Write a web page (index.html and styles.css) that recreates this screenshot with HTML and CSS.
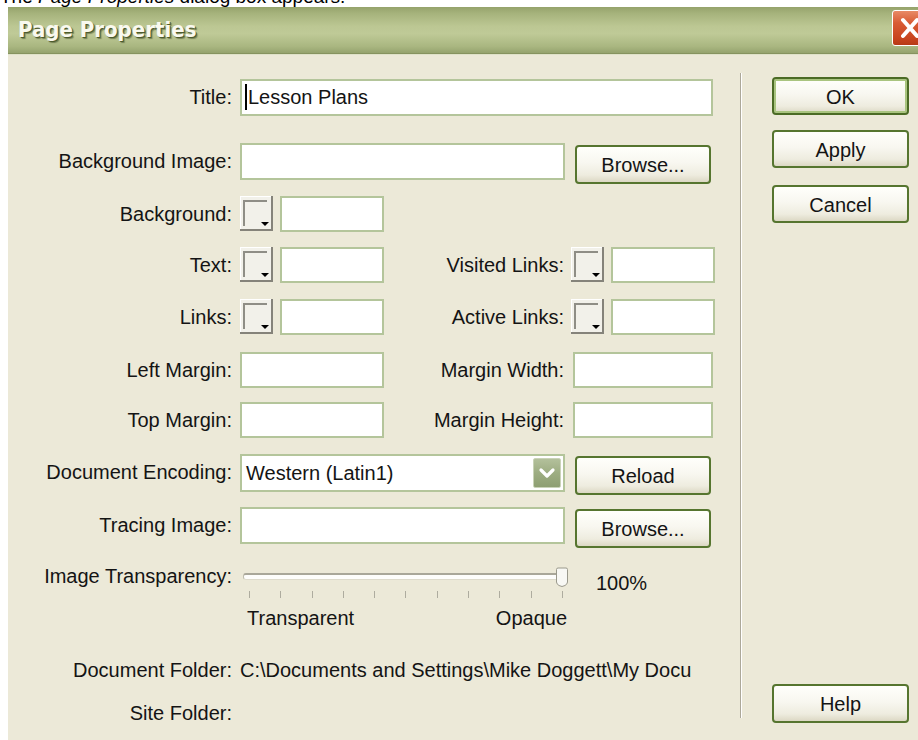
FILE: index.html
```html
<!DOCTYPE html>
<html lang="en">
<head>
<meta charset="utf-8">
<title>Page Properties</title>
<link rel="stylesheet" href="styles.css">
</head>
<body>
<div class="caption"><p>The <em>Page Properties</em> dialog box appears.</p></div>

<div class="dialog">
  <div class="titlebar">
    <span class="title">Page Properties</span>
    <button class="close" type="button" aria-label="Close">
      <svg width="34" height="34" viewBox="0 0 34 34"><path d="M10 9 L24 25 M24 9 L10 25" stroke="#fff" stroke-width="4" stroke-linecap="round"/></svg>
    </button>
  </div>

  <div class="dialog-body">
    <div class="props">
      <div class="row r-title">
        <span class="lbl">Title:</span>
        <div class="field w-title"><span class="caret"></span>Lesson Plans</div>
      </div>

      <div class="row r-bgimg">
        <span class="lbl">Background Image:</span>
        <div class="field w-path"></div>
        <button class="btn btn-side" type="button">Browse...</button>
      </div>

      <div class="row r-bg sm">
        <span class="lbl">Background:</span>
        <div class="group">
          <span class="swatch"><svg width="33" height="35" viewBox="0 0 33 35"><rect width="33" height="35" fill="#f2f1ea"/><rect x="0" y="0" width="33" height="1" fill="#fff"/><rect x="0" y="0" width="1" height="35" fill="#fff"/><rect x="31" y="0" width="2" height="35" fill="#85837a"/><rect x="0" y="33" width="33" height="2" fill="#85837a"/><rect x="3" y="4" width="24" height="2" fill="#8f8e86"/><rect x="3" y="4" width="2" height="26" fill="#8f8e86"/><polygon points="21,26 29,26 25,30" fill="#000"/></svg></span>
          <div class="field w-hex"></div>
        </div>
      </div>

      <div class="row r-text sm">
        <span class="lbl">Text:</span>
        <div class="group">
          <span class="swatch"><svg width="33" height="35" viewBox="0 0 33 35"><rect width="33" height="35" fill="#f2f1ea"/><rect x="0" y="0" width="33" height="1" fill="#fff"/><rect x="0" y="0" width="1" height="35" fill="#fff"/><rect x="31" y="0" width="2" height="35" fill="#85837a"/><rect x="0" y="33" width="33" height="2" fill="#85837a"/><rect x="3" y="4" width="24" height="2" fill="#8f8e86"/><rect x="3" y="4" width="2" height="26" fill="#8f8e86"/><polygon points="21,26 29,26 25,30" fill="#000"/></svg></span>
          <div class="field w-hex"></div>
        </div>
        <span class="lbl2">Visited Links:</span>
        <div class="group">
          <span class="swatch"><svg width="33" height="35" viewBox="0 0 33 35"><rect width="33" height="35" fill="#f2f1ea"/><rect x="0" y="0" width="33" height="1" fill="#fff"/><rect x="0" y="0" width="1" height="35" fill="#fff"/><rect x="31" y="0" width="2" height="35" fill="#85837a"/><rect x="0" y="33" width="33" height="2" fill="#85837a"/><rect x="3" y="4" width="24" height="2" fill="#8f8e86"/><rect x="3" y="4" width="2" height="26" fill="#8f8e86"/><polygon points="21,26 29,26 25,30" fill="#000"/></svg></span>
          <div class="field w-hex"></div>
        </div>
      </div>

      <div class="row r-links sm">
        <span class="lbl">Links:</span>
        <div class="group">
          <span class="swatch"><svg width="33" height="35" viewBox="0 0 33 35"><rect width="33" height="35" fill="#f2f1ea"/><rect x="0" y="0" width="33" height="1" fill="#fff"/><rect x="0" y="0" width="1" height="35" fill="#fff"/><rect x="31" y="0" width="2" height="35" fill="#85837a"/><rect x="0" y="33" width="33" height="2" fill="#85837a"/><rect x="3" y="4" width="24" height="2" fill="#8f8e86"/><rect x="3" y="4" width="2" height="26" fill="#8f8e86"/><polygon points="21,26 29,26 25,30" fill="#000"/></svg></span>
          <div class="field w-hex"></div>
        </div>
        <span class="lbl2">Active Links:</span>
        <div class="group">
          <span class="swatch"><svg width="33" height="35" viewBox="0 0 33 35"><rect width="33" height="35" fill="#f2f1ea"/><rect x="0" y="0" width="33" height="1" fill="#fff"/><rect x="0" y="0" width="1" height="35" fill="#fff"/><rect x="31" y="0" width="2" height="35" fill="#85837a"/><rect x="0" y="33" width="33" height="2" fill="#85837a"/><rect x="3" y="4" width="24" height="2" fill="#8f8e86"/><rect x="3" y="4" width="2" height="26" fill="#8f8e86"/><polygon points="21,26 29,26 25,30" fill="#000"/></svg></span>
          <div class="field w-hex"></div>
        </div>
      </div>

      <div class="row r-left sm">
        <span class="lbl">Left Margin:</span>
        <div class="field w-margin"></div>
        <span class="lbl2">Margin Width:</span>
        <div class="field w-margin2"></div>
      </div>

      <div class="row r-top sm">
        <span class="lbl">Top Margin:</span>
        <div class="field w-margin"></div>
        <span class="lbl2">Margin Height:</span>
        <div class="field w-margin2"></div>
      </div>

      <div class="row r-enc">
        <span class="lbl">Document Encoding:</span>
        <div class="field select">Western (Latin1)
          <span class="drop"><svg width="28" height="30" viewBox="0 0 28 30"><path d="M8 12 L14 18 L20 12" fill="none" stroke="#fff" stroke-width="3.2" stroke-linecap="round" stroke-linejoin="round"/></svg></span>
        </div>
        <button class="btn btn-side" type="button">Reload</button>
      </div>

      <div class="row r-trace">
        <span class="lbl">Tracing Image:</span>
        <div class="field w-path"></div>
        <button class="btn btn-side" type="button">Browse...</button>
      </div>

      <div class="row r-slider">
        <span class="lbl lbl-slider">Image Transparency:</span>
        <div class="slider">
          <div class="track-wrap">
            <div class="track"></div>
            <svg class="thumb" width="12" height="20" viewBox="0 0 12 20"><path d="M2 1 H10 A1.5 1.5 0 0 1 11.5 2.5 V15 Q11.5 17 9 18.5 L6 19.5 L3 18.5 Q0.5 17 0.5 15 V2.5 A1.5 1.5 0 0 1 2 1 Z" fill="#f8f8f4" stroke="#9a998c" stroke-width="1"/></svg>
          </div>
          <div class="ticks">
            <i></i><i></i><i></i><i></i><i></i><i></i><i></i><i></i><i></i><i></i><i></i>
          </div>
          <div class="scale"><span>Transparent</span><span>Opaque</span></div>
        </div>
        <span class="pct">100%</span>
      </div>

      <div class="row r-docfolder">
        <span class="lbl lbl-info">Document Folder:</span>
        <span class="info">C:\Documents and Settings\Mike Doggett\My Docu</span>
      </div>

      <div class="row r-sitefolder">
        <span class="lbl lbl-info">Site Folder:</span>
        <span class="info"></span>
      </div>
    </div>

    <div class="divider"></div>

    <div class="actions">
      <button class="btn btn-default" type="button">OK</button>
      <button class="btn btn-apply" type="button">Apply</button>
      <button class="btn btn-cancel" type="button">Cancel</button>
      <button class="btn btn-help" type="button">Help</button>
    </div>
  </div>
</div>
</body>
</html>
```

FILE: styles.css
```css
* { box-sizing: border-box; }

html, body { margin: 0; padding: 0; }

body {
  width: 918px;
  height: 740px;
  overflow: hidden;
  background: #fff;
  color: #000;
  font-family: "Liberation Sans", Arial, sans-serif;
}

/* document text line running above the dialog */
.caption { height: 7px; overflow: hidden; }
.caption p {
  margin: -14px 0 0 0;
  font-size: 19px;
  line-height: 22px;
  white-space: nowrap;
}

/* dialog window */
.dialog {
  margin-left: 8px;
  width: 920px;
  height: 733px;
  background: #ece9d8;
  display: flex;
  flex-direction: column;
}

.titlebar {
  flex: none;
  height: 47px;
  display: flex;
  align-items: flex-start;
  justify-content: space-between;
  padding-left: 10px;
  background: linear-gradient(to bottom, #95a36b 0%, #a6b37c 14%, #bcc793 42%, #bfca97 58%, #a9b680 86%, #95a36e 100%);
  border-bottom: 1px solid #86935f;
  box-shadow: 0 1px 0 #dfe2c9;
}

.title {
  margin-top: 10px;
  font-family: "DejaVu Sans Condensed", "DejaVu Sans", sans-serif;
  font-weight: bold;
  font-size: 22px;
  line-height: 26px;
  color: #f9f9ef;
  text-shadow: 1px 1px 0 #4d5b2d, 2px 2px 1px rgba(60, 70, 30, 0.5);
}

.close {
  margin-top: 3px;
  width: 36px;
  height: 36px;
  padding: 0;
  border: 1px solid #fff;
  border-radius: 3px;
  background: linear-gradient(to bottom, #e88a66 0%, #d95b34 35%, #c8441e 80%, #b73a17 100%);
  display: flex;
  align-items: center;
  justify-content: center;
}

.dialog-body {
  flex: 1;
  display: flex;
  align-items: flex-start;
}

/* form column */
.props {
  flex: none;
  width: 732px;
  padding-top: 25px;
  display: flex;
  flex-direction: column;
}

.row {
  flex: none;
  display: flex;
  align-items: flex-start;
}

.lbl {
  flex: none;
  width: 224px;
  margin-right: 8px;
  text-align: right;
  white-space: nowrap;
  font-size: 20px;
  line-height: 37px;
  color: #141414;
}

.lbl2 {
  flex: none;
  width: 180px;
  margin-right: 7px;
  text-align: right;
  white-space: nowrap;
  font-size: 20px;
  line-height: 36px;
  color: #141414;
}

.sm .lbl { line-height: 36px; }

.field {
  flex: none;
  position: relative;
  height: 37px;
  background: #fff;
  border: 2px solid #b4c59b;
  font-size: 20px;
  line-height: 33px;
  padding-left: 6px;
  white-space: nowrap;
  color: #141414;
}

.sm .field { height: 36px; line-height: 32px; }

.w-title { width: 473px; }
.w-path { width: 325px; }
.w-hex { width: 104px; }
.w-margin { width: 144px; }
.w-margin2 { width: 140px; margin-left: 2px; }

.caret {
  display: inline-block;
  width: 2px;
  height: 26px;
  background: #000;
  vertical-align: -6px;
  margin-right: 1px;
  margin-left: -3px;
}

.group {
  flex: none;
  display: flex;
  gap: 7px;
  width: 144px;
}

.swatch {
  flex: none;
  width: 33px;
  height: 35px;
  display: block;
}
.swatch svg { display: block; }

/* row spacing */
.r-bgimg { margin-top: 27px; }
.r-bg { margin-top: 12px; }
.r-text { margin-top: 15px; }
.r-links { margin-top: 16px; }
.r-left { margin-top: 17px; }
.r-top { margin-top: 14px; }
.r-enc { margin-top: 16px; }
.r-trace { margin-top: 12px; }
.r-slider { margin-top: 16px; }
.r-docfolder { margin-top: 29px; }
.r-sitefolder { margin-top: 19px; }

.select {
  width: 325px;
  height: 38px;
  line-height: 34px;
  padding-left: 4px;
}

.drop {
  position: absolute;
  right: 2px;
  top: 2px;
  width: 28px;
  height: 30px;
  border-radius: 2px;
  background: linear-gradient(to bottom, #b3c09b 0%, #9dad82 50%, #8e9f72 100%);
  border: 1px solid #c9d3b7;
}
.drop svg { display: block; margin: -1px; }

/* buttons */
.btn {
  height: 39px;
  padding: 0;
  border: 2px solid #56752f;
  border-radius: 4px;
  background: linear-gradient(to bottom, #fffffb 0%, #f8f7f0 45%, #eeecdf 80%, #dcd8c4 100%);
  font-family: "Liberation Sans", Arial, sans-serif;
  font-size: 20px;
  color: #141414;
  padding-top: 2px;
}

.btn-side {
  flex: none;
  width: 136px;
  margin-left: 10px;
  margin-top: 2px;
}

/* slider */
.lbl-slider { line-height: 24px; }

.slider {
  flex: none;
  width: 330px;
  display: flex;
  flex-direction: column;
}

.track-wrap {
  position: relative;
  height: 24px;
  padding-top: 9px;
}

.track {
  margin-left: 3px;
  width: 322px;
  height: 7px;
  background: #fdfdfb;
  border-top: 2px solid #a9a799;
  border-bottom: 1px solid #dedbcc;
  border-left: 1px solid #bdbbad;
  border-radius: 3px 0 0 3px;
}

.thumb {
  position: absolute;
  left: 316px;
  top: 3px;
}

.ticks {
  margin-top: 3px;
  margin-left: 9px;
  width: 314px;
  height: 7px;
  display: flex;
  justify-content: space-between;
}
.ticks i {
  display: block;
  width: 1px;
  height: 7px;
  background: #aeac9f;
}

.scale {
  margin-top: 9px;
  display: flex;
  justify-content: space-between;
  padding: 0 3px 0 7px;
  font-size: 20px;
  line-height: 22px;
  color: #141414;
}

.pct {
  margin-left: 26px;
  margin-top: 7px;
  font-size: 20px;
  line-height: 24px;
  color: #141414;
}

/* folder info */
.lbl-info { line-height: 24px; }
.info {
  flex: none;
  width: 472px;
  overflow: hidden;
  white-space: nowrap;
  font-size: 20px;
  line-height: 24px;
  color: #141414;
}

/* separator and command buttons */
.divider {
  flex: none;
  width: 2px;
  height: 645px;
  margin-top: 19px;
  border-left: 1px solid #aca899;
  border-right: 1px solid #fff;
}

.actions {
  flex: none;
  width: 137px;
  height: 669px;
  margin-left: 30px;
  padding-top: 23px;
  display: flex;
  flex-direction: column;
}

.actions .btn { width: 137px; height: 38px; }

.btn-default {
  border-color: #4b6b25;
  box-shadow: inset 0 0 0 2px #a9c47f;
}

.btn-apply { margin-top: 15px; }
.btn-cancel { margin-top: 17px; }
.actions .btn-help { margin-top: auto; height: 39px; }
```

--

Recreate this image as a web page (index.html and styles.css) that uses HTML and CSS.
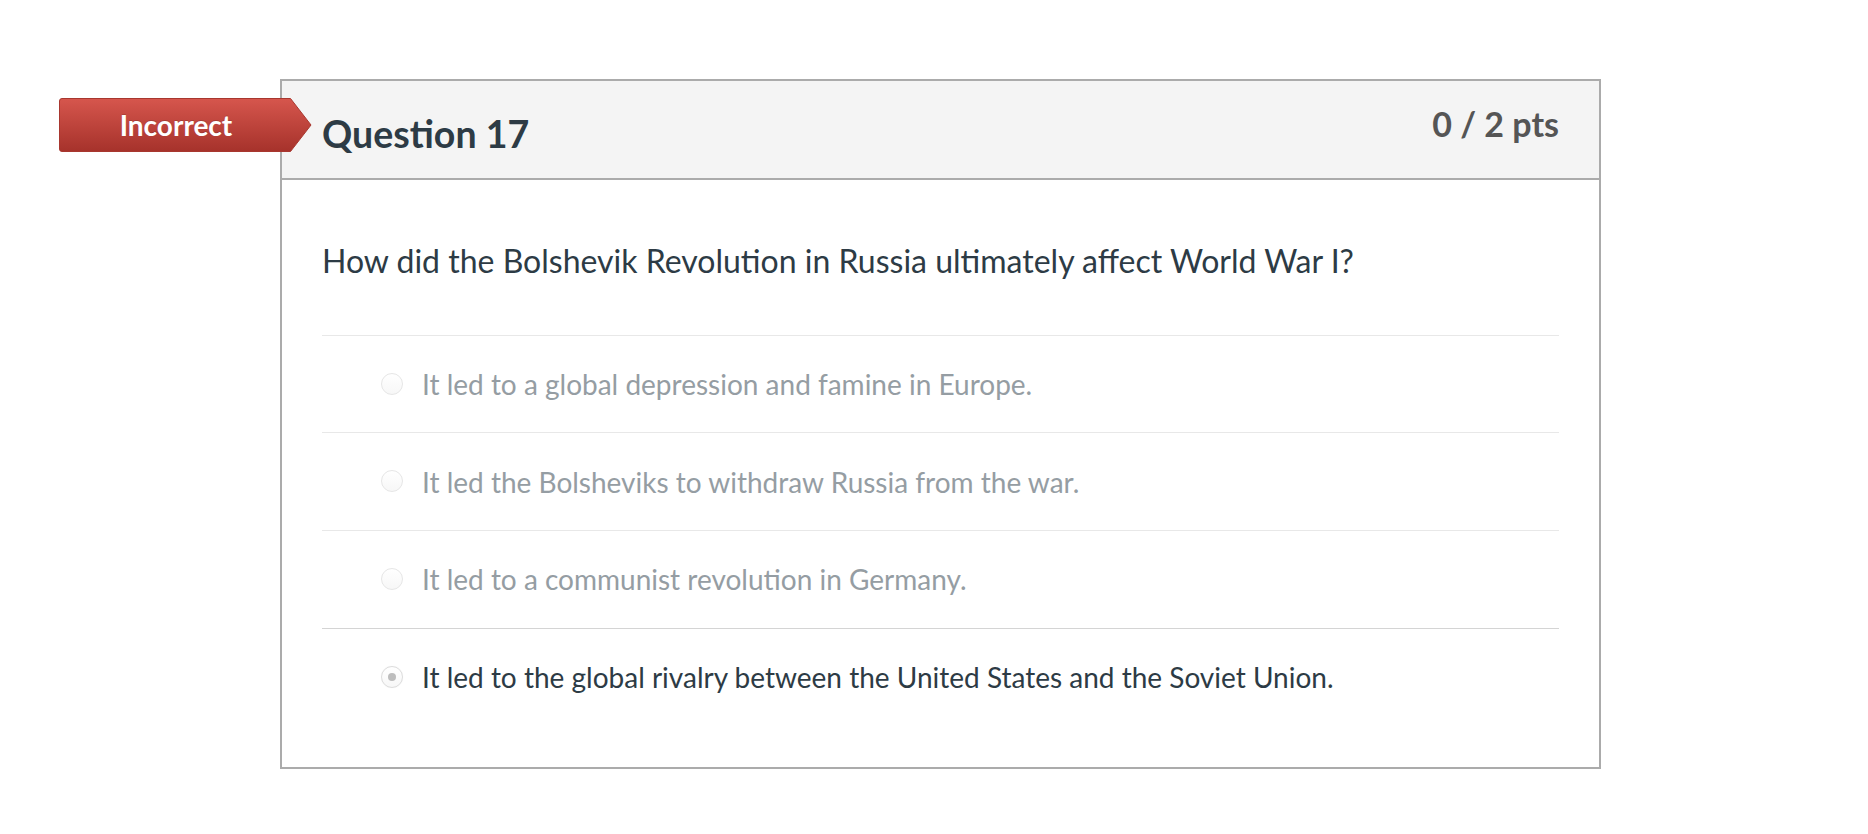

__Task brief__.
Look through the entries and work out how many lines have the word "this" in them; reply with that number only.

__Written solution__.
2